With everything prepared, I planned to start by finding her most painful point and breaking through that point, so that I could get her to tell me everything. One evening, after a combination of sweet talk, gentle coaxing, and even a hint of threatening to end things, she told me she had an abortion… Actually, I was somewhat prepared for this, but I didn't expect her to treat it as her most painful experience. It was as if she had gotten pregnant by a man, and when he abandoned her, she felt unworthy of love anymore. To be honest, I was quite disappointed. I had always thought that she might have been used or manipulated, and felt particularly cheap, therefore unworthy of love. I never imagined it was just because of an abortion. It turned out my wife and her ex-boyfriend didn't have a particularly exciting sexual history. I felt quite relieved at that moment, and my jealousy subsided, but I still felt a sense of disappointment, as if I really hoped they had a rich and exciting sex life that would make me jealous and excited.
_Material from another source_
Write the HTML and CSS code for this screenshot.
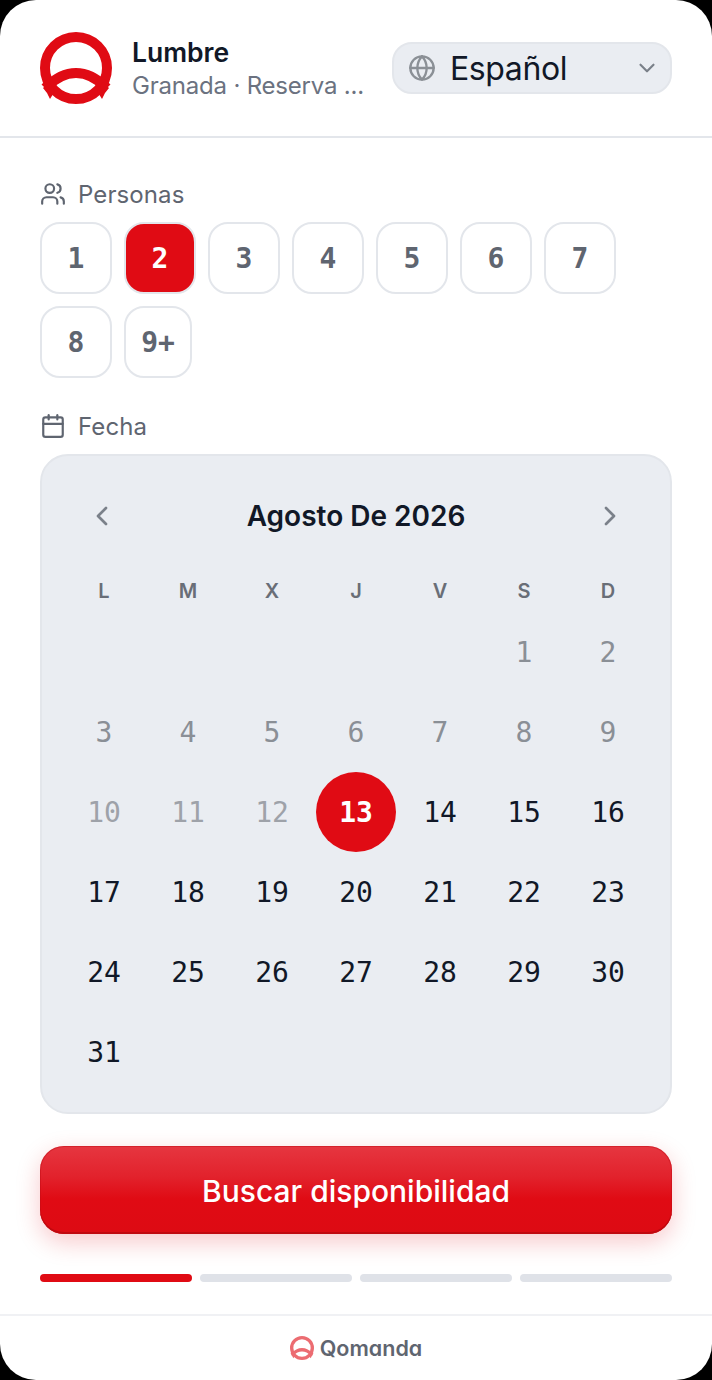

I think women are very vulnerable; they can easily encounter these kinds of situations. I can only say her ex-boyfriend was a jerk. However, I achieved my goal. After delivering my prepared explanation, I even gave her some information about abortion and its safety, and finally took her to the hospital for a pre-pregnancy checkup. The doctor said her uterus and everything else were in good condition. From then on, she gradually opened up and believed in my sincerity. She began to confide in me about her past.
However, it was only then that I gradually learned that her ex-boyfriend had indeed done shameful things to her; rather, she mistakenly considered having an abortion as the most shameful thing.